§ **Written task**
Look through the records below, count the lines with the word "styles", and reply with only the number.

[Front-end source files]
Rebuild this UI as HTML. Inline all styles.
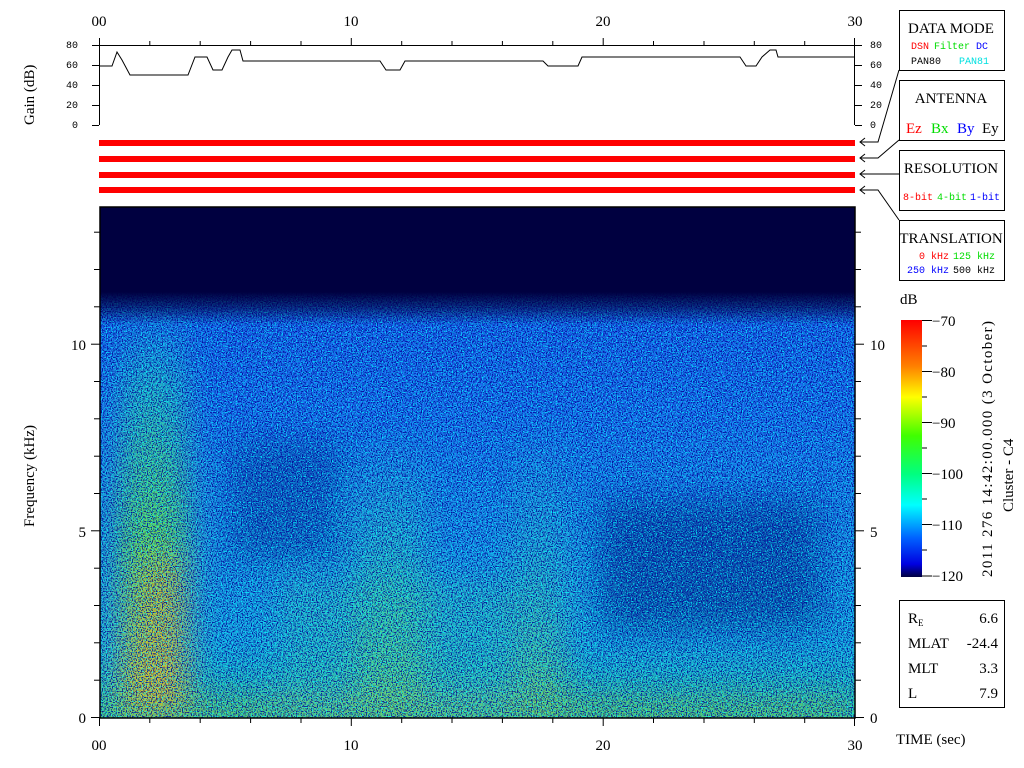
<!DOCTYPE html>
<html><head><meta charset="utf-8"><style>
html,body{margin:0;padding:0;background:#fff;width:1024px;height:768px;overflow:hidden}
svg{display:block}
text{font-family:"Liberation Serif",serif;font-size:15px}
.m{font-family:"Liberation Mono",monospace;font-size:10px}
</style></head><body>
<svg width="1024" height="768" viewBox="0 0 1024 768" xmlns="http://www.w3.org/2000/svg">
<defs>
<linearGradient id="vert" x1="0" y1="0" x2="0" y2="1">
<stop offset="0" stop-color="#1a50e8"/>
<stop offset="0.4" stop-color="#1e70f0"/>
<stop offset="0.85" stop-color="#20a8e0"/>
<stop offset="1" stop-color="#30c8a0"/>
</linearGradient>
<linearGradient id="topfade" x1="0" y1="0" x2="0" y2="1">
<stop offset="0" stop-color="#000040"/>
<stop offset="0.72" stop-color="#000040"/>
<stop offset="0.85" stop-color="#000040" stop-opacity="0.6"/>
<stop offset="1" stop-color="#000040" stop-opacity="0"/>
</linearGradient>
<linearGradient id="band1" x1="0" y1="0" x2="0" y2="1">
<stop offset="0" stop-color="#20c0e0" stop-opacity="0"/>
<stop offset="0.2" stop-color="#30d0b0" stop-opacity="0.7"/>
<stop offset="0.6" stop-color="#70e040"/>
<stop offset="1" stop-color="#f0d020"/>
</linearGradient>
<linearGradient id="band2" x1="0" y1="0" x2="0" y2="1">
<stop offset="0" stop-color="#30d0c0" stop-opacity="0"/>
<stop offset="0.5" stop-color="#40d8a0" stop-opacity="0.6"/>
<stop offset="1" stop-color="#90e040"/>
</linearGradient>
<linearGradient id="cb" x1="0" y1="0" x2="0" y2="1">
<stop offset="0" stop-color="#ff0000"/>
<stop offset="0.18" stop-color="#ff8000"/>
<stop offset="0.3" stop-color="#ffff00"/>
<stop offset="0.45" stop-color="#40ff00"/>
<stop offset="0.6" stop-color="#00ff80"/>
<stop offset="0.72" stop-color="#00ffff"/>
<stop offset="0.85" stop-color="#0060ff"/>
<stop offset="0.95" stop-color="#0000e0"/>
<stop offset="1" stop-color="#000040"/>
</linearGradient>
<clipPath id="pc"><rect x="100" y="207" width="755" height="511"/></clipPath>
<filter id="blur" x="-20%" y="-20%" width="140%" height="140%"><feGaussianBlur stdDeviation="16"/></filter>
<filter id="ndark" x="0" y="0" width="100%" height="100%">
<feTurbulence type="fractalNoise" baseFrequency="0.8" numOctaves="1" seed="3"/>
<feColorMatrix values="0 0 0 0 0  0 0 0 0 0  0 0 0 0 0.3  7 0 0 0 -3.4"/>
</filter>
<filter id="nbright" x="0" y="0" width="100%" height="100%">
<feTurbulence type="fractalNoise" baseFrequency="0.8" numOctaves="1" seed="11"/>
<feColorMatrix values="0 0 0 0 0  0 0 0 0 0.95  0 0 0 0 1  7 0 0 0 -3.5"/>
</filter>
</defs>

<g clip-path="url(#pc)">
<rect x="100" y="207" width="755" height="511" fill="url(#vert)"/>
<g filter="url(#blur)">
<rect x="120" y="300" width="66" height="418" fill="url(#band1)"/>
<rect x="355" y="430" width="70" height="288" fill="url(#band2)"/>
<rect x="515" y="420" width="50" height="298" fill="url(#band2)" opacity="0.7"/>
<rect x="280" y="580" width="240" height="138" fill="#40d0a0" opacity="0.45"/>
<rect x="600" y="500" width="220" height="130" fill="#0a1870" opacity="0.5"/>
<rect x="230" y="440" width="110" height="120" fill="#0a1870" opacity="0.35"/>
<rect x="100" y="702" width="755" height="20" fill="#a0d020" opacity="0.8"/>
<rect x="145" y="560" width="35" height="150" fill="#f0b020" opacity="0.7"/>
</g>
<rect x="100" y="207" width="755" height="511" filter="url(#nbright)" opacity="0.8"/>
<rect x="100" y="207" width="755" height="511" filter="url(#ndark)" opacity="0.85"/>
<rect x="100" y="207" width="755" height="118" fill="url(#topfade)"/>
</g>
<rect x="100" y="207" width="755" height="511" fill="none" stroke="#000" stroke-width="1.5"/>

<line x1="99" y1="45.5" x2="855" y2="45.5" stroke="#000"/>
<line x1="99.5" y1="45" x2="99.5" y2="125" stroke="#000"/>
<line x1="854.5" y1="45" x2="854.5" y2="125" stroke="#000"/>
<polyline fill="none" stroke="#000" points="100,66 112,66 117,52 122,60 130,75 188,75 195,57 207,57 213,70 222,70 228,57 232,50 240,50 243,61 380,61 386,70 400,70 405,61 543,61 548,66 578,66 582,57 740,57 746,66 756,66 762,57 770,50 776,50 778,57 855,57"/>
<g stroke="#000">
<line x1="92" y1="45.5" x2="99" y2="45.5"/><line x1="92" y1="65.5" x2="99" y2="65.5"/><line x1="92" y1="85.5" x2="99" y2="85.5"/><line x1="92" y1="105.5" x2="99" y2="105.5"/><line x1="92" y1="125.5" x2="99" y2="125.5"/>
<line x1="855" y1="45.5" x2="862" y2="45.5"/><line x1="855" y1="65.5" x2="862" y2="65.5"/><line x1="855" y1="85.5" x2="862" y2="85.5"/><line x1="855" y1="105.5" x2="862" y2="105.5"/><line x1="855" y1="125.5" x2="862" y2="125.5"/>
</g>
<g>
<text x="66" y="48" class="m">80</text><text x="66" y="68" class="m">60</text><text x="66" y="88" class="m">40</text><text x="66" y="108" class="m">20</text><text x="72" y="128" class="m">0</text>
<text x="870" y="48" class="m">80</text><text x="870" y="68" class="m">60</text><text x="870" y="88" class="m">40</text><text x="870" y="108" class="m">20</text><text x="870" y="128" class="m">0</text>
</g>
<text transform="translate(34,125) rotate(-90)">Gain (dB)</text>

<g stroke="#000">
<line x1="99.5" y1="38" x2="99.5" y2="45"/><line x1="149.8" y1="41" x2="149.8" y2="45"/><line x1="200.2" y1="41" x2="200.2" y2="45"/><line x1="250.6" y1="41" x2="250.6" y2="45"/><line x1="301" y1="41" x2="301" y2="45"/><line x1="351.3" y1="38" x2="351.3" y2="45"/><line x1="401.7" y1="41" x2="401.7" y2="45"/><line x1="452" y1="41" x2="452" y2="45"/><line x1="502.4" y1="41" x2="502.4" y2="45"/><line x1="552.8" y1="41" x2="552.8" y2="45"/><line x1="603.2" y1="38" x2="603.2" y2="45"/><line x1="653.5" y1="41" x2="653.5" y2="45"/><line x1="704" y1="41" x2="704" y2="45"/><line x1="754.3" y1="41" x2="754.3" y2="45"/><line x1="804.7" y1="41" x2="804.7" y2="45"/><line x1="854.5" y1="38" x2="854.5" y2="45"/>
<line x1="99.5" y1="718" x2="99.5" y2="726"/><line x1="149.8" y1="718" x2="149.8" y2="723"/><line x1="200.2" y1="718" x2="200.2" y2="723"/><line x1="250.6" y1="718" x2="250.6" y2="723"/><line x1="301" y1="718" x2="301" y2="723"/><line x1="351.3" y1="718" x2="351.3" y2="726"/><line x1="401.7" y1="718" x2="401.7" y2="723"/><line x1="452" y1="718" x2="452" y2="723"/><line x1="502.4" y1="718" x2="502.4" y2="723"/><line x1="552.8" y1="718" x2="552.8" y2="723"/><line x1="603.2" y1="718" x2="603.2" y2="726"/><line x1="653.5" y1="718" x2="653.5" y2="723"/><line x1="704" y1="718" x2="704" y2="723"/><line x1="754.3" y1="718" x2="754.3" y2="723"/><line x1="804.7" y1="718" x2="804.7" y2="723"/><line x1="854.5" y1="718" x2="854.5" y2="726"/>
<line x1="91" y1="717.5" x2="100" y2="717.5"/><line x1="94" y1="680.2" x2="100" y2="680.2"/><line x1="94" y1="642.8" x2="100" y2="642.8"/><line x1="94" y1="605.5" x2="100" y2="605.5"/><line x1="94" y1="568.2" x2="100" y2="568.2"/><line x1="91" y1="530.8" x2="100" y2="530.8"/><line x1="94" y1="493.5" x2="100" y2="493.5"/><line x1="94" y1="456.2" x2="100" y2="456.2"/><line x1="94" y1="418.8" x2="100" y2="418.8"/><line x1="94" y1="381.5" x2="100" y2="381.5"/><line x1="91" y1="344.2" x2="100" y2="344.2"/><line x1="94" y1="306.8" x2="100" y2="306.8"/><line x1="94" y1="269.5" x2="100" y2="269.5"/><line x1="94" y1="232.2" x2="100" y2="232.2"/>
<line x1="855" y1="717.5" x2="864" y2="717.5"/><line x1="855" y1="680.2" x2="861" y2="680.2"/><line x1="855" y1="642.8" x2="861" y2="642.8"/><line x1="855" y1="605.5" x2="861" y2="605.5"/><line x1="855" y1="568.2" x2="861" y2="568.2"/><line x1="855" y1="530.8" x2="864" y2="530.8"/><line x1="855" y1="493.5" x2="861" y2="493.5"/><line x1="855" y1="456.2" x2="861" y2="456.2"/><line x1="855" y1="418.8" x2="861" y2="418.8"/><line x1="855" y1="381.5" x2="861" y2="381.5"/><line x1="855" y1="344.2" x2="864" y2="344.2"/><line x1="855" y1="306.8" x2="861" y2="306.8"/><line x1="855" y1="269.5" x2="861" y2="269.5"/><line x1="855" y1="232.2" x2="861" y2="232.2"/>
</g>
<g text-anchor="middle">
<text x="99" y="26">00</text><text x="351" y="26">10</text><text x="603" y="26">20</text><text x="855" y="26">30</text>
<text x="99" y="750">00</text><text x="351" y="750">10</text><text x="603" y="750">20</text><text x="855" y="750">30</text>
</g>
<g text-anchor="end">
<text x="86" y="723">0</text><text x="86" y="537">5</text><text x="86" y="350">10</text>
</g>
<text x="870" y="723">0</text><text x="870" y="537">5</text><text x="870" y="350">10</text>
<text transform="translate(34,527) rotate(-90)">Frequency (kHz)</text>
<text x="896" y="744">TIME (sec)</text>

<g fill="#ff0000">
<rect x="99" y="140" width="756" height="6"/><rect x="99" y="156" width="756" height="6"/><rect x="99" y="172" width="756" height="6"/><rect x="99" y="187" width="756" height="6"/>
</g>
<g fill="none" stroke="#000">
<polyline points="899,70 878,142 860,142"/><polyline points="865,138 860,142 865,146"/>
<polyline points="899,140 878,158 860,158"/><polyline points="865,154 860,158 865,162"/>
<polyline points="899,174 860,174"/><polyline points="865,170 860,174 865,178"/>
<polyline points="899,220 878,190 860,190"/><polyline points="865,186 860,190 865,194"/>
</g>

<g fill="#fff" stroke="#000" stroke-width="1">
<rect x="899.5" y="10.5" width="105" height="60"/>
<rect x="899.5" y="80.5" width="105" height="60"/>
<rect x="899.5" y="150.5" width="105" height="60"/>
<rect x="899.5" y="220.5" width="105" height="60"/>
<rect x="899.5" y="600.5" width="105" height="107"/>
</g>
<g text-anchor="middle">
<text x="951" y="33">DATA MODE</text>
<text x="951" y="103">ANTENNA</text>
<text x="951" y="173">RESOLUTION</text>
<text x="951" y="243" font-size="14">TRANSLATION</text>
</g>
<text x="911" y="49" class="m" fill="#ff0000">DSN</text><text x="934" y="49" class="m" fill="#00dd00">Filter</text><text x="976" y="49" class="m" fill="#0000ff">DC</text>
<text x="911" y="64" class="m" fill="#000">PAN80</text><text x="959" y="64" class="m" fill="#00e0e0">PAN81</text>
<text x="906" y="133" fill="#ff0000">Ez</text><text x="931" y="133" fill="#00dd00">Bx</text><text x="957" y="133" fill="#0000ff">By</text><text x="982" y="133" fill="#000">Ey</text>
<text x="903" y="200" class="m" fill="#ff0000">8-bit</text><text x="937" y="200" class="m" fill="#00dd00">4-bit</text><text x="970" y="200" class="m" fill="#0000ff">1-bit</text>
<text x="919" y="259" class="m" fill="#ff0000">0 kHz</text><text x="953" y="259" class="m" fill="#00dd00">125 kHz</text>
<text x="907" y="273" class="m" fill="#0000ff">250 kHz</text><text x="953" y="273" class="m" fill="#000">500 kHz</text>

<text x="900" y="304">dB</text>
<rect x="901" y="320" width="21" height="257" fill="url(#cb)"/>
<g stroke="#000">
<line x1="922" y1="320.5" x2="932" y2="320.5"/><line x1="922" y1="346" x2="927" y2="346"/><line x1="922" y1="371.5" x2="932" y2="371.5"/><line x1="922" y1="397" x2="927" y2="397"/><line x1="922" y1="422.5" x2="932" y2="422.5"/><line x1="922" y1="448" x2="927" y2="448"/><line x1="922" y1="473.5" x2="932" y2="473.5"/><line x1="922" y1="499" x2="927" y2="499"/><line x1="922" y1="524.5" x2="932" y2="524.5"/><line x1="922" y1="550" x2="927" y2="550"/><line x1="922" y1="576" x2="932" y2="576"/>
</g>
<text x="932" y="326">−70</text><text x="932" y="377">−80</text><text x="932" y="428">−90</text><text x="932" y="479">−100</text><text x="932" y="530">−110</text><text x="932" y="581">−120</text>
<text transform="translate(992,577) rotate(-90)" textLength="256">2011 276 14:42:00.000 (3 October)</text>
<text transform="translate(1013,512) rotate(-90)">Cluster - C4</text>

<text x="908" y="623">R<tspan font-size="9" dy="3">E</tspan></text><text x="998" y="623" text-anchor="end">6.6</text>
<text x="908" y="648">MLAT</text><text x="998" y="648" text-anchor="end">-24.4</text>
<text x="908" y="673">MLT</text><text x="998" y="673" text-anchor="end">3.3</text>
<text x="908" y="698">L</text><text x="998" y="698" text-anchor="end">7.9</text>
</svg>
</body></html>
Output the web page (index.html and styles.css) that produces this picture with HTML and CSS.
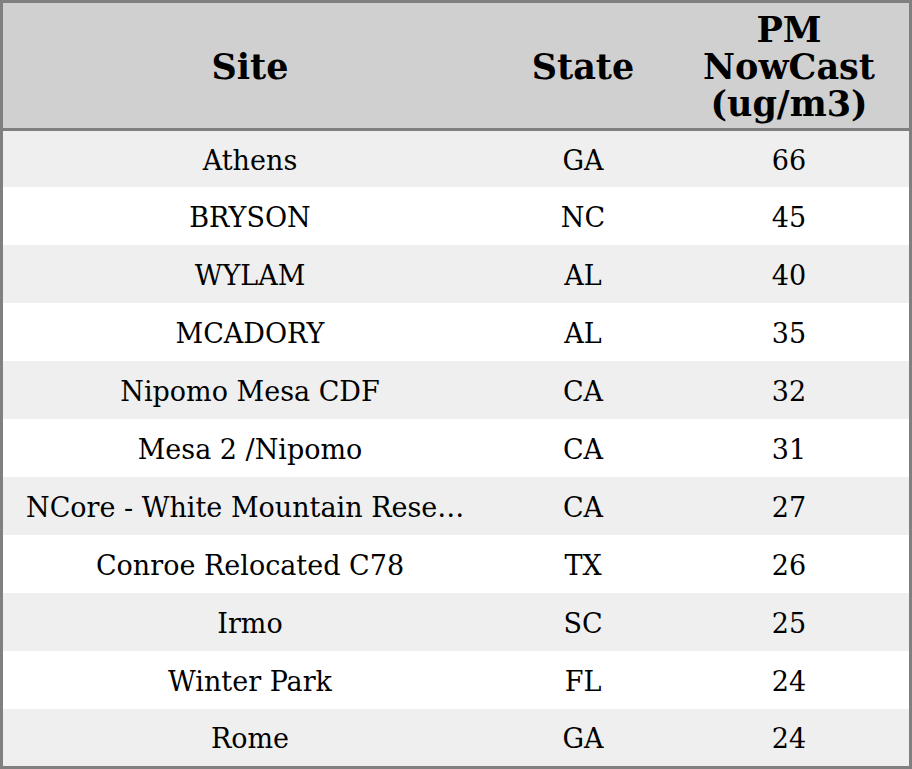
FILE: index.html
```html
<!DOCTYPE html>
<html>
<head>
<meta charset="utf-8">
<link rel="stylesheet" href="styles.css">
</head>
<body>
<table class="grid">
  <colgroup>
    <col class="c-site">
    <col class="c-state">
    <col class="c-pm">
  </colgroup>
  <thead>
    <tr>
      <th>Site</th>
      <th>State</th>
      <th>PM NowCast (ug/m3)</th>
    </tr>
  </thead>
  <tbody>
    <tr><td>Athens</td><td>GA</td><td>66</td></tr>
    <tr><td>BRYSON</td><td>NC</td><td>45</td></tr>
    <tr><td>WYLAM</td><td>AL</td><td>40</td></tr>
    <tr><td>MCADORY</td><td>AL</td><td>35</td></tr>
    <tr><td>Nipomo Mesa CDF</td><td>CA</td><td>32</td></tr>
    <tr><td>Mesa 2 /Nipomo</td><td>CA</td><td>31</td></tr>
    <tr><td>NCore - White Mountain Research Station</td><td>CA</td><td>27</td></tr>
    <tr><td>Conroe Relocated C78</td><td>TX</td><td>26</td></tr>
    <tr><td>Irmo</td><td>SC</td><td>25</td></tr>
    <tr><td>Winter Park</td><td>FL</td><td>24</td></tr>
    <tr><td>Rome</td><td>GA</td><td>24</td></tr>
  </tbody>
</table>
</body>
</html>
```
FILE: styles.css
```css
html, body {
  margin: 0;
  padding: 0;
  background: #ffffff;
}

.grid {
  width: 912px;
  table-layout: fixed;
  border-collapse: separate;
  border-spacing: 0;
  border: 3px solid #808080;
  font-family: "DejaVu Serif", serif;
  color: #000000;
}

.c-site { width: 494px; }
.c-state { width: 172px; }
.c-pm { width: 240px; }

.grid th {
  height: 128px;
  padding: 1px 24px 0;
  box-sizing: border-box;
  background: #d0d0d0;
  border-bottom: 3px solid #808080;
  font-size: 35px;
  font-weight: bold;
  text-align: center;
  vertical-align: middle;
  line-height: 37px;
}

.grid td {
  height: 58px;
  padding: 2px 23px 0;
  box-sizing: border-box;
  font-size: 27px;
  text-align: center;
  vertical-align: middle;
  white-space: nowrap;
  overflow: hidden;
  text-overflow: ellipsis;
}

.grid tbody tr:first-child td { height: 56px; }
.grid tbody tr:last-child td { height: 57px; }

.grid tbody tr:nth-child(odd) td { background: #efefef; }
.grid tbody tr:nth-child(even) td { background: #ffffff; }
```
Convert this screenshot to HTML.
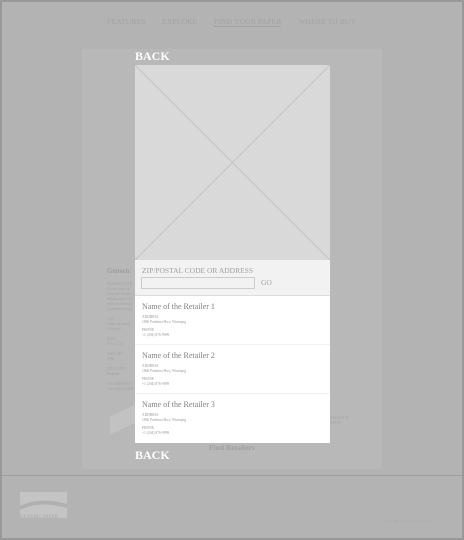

§ **Problem solution**
4